#### [RAW DATA]
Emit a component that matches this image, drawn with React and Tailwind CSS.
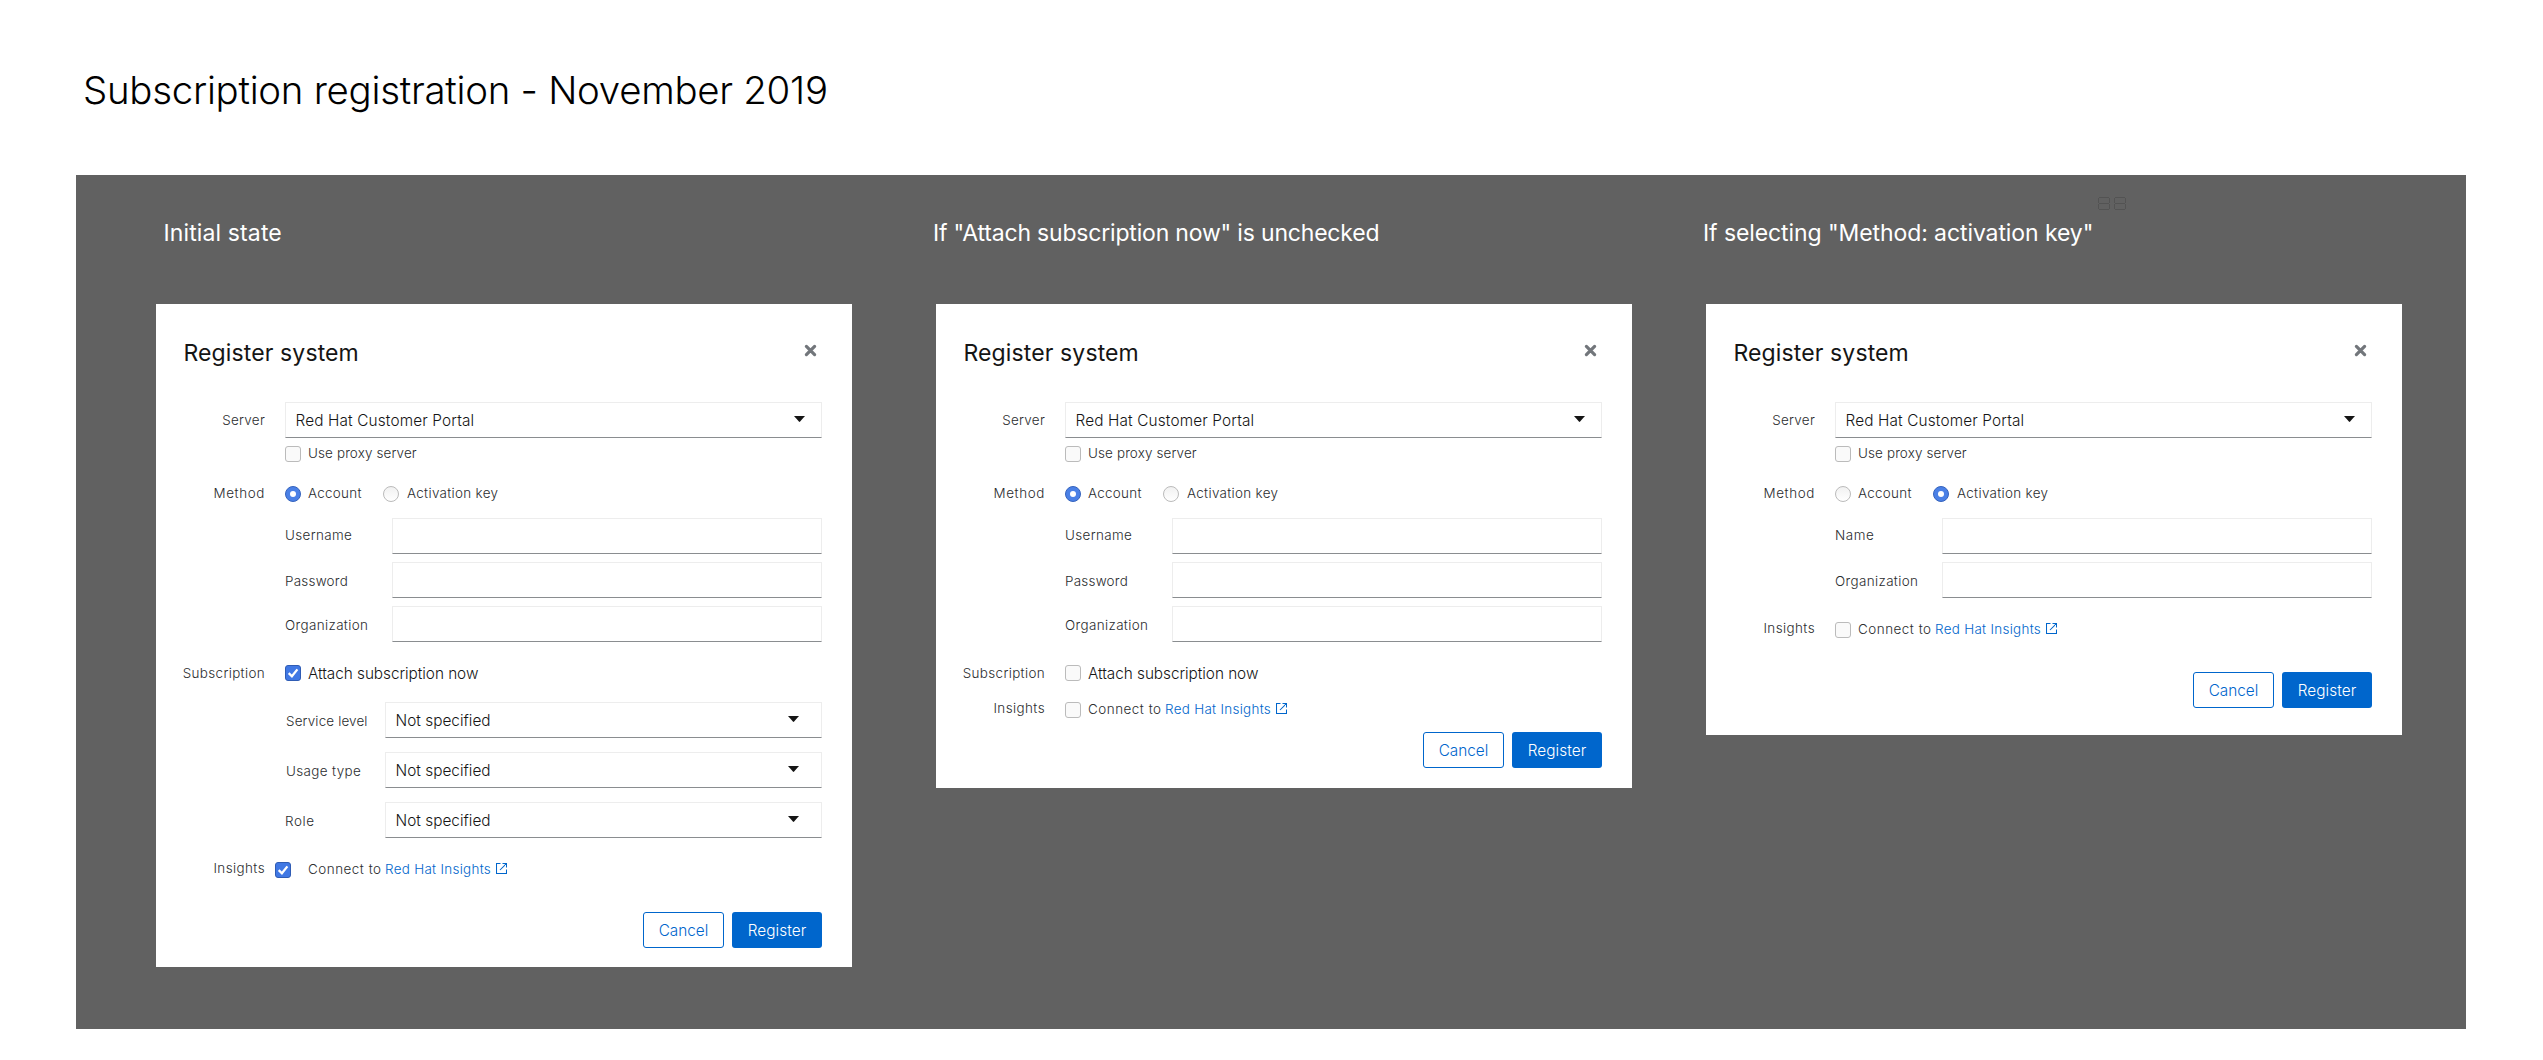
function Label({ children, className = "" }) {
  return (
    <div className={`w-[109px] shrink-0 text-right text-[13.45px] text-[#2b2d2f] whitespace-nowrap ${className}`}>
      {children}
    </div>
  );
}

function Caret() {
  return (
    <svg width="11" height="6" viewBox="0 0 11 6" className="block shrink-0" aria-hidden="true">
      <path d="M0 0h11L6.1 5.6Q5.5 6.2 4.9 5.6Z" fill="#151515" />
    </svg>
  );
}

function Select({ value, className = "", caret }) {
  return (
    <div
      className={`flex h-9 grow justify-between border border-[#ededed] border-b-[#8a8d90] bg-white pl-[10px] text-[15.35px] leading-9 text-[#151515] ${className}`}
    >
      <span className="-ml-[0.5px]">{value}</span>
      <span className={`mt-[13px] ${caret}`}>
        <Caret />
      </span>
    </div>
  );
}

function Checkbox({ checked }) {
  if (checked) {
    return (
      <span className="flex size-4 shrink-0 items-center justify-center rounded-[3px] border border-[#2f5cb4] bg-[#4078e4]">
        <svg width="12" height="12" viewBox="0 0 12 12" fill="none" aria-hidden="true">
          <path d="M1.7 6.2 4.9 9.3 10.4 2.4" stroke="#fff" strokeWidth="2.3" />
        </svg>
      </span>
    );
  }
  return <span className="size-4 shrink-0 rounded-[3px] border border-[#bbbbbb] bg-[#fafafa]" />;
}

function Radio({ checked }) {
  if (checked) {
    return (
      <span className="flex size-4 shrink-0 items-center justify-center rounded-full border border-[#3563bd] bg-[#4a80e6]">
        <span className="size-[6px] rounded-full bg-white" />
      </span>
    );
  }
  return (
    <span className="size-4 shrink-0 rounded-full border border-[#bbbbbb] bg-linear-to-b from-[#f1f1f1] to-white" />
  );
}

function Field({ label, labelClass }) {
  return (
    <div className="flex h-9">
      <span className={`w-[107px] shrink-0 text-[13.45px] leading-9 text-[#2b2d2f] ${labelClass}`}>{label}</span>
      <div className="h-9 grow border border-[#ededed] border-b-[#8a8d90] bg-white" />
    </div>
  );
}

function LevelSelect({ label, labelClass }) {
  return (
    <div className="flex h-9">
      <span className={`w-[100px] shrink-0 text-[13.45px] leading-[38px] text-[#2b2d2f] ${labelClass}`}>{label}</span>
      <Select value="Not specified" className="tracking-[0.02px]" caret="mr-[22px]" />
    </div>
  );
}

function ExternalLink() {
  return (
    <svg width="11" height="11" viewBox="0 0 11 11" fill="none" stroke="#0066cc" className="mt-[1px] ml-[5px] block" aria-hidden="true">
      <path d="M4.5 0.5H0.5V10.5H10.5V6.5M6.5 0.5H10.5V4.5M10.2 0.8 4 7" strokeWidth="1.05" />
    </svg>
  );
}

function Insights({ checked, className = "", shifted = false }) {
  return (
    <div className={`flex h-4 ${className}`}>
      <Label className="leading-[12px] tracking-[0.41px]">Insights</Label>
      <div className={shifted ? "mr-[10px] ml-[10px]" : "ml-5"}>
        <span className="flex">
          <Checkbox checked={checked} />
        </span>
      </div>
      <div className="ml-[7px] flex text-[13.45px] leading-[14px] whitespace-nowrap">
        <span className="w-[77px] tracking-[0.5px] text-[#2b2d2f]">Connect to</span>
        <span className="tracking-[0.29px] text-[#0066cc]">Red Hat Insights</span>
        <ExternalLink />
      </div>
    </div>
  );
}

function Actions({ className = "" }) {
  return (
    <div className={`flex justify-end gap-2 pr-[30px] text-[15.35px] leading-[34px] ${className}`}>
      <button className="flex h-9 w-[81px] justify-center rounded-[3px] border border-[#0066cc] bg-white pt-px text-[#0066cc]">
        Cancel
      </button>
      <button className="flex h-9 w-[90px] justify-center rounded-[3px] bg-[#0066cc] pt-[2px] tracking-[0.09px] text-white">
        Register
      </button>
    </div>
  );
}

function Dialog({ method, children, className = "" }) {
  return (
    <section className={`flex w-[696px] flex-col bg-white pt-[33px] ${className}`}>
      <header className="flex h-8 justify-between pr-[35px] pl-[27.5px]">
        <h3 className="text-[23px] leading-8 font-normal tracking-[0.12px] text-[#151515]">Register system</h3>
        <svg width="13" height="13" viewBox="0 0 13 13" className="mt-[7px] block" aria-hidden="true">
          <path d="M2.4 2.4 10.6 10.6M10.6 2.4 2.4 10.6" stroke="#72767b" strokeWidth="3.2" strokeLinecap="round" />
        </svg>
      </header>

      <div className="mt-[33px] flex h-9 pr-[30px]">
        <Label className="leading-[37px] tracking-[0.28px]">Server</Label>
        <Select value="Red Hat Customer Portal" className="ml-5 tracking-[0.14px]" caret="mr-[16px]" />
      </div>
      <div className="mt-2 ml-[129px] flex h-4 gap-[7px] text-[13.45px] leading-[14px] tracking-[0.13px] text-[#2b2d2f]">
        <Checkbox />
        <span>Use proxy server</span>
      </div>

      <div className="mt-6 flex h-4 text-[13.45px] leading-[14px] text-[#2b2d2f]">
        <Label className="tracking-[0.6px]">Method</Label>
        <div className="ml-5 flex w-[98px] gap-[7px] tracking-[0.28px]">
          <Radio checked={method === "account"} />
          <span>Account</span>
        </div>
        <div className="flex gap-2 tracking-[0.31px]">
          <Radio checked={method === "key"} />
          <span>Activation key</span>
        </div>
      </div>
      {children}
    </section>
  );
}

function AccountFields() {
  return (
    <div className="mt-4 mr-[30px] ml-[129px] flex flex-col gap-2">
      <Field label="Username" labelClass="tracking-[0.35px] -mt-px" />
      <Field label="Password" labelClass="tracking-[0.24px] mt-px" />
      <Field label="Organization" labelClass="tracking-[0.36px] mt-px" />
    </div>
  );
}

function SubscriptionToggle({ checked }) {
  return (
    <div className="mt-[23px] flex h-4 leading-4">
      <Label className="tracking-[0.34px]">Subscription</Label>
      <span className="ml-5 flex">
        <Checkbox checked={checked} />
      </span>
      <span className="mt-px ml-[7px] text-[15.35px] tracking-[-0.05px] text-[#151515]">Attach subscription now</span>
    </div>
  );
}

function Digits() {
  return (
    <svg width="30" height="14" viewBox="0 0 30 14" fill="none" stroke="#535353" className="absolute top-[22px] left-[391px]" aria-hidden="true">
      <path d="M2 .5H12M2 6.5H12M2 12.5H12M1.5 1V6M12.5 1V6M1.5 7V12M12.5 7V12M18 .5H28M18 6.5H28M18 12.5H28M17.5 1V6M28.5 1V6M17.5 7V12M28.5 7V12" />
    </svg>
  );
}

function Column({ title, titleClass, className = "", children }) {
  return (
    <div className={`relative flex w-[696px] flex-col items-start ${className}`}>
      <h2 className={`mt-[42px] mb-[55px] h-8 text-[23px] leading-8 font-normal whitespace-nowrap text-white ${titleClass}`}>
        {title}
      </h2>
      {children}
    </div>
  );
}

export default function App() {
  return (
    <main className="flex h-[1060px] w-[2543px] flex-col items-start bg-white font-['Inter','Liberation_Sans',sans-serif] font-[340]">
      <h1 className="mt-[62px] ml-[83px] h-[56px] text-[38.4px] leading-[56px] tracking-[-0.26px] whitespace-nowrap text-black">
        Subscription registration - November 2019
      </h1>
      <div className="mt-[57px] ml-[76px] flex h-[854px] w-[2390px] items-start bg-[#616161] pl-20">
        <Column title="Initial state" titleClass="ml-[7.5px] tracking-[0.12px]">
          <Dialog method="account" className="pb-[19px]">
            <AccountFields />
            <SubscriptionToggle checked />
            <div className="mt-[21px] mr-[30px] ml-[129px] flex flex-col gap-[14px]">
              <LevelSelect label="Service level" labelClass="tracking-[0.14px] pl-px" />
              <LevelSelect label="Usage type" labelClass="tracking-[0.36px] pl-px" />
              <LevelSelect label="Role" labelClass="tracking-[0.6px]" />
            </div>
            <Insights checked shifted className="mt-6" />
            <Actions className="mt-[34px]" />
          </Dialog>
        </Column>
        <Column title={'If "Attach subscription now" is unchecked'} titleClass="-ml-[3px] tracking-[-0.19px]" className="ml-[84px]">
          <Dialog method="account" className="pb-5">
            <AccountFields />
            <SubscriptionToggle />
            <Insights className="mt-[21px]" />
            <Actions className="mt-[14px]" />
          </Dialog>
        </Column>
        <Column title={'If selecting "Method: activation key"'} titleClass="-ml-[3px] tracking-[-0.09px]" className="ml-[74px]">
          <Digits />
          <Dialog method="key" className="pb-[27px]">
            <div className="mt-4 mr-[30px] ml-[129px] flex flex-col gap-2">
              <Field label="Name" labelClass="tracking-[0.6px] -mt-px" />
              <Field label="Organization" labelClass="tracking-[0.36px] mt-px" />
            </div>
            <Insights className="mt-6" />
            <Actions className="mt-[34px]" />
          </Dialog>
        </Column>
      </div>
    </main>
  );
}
==
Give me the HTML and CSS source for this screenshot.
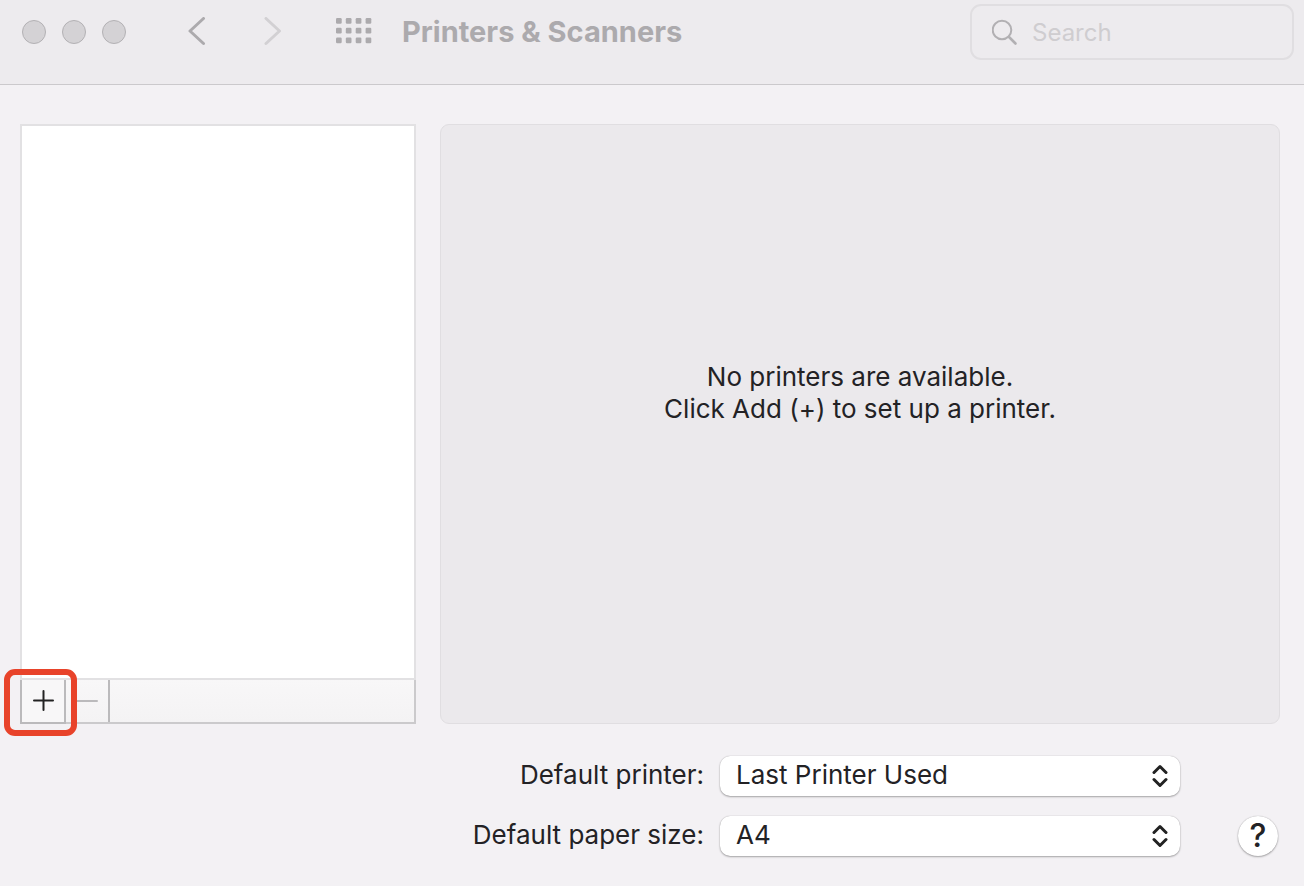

#### [EXERCISE GOAL]
Count how many lines of the listing above include "this" and report that number alone.

#### [ANSWER FOR THE TASK]
2